## Your task
Answer with nothing except the number of lines that contain the word "this".
>> Begin Supplied material
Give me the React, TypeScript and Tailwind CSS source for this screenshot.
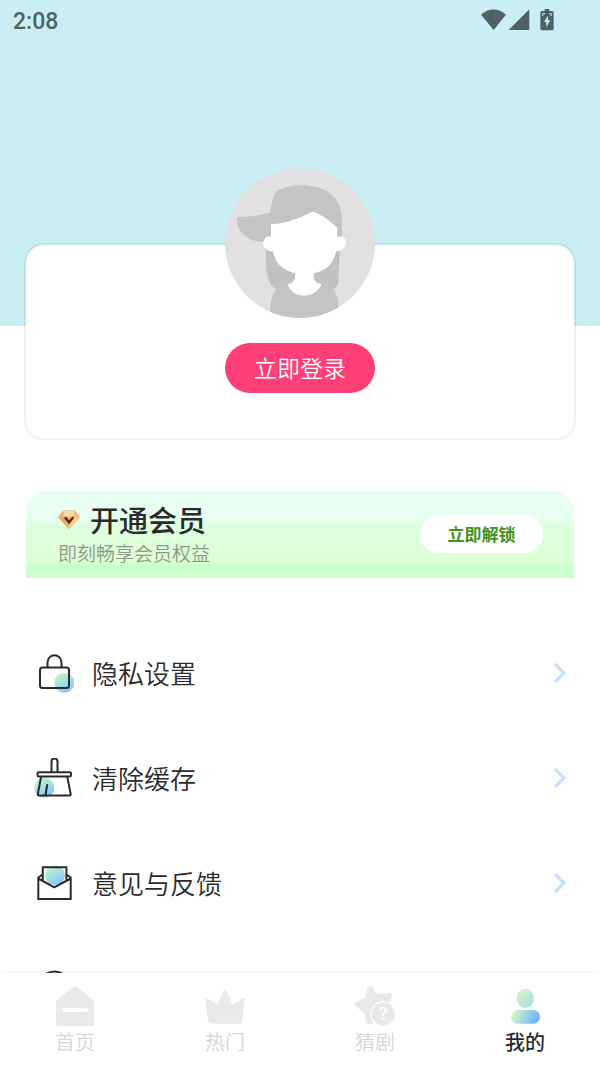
>> End Supplied material
>> Begin Supplied material
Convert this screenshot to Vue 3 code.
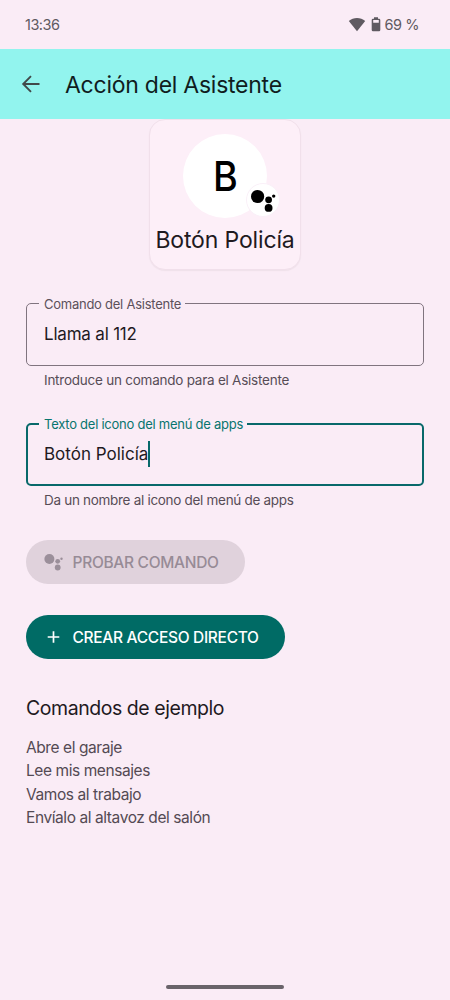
>> End Supplied material
>> Begin Supplied material
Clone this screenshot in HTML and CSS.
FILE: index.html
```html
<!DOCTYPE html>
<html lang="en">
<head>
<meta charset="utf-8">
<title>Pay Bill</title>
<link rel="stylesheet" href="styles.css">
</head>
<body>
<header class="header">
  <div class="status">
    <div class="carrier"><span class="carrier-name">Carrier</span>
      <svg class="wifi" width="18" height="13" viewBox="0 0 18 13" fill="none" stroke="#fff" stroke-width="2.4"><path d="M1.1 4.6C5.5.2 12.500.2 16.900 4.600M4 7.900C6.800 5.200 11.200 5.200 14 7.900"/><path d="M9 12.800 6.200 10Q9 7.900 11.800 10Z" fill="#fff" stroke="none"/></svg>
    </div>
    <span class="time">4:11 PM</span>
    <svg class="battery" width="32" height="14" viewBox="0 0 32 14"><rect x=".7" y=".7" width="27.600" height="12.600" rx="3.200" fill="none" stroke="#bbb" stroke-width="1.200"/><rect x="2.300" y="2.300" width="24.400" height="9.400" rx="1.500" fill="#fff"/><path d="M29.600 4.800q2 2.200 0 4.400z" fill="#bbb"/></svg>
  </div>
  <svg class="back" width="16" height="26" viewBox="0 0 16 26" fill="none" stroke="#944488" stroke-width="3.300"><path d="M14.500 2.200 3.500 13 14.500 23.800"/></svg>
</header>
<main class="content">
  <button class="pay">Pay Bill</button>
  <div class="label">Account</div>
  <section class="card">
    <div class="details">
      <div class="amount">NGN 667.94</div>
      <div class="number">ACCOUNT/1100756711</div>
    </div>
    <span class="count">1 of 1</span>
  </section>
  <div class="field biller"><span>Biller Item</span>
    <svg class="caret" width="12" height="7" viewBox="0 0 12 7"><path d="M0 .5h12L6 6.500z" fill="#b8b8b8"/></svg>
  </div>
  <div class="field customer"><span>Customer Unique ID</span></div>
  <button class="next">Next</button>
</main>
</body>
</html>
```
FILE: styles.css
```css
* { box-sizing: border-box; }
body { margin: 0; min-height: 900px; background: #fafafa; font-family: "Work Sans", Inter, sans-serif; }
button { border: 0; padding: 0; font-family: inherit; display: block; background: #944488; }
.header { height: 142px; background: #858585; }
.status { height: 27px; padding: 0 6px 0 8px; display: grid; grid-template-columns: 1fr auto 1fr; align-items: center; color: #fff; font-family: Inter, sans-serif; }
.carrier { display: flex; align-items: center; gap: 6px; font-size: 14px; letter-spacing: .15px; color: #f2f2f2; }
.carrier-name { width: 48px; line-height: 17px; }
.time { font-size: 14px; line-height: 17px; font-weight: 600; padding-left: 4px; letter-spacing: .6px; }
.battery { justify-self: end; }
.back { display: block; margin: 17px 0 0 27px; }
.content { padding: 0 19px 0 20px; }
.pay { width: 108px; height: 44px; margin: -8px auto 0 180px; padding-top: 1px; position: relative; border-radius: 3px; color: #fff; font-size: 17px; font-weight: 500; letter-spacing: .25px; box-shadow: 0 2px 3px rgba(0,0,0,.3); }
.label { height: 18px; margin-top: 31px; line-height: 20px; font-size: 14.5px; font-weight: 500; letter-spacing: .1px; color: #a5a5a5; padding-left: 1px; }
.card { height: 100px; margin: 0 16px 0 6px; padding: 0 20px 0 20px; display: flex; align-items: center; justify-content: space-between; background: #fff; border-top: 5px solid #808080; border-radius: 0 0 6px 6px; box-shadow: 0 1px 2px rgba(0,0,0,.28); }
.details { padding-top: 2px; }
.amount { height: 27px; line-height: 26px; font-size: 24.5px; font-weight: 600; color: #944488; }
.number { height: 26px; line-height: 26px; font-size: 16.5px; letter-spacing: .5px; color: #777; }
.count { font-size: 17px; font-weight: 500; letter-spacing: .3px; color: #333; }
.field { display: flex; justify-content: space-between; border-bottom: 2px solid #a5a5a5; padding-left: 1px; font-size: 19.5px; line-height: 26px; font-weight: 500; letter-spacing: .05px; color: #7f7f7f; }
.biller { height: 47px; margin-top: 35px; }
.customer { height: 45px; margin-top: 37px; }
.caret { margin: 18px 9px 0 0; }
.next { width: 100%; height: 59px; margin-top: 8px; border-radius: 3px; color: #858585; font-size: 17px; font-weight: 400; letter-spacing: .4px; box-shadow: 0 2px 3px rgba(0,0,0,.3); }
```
>> End Supplied material
## Answer
3